Drop off went just fine the next day. Noah humored us. He let me make his bed with him. He asked Paul and Ben for advice on poster placement. We all strategized optimal clothing and toiletry placement. We snapped pix with his new roommate and his family.

And then. We left.

On the phone a few days later, I asked Noah if he remembered that I had left the box of cookies on top of his closet. "Of course Mom!" he laughed. "I've been eating them every night. Thanks for doing that. Love you."

Ah. The sweetness of it all.

Cozy, Chewy Iced Molasses Cookies 

(see my post from 11/11/15, Cozy Cookie for Cold Days)


Snickerdoodles (simplest, easiest way to anyone's heart)

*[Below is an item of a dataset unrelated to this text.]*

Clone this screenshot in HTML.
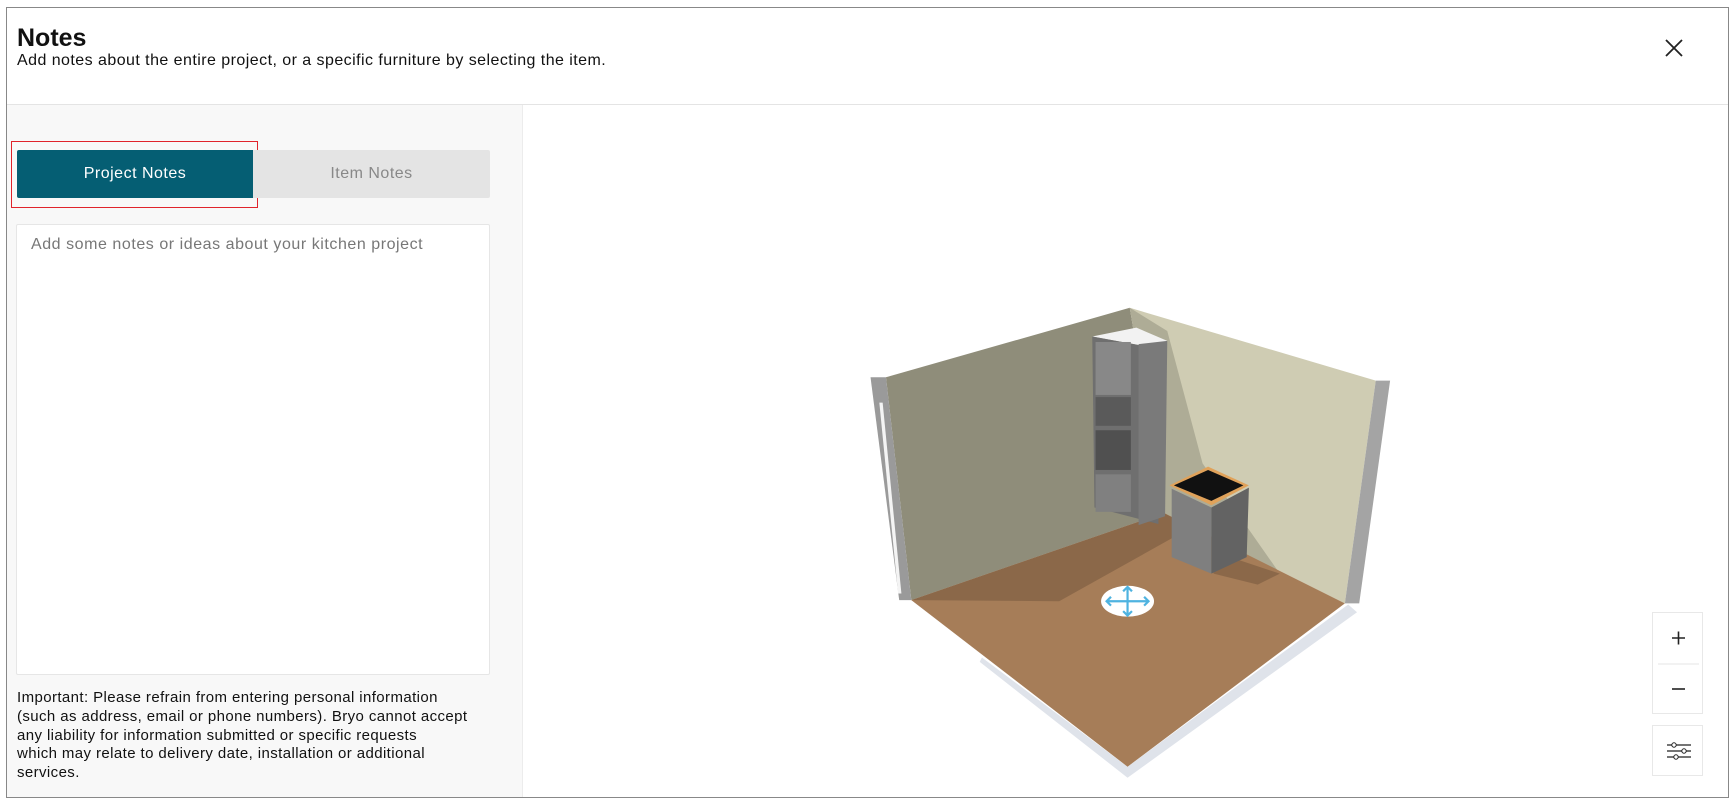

2 ¼ cups all purpose-flour
2 tsps. Cream of tartar
1 teaspoon Baking soda
½ teaspoon Salt
12 Tablespoons (1 ½ sticks) unsalted butter, softened
¼ cup vegetable shortening
1 ½ cups granulated sugar, plus 3 Tablespoon For rolling cookies
2 large eggs
1 Tablespoon Ground cinnamon for rolling cookies

1.     Adjust oven racks to upper and lower-middle positions and heat oven to 400 degrees. Grease cookie sheets or line with parchment.
2.     Whisk flour, cream of tartar, baking soda, and salt together in medium bowl; set aside.
3.     Either by hand or electric mixer, cream butter, shortening, and 1 ½ cups sugar until combined, 1 to 2 minutes with electric mixer set at medium speed. Scrape down sides of bowl with rubber spatula. Add eggs. Beat until combined, about 30 seconds.
4.     Add dry ingredients and beat at low speed until just combined, about 20 seconds.
5.     Mix remaining 3 Tablespoons Sugar with the cinnamon in shallow bowl. Working with scant 2 Tablespoons of dough each time, roll dough into 1 ½-inch balls. Roll balls in cinnamon sugar and place on cookie sheets, spacing them 2 to 2 ½ inches apart.
6.     Bake until edges of cookies are beginning to set and the centers are still soft and puffy, 9 to 11 minutes. Don’t overbake!!  They shouldn’t look “done” when you take them out. Let cookies cool on cookie sheet 2 to 3 minutes before transferring them to cooling rack with wide spatula. Makes about 30 cookies.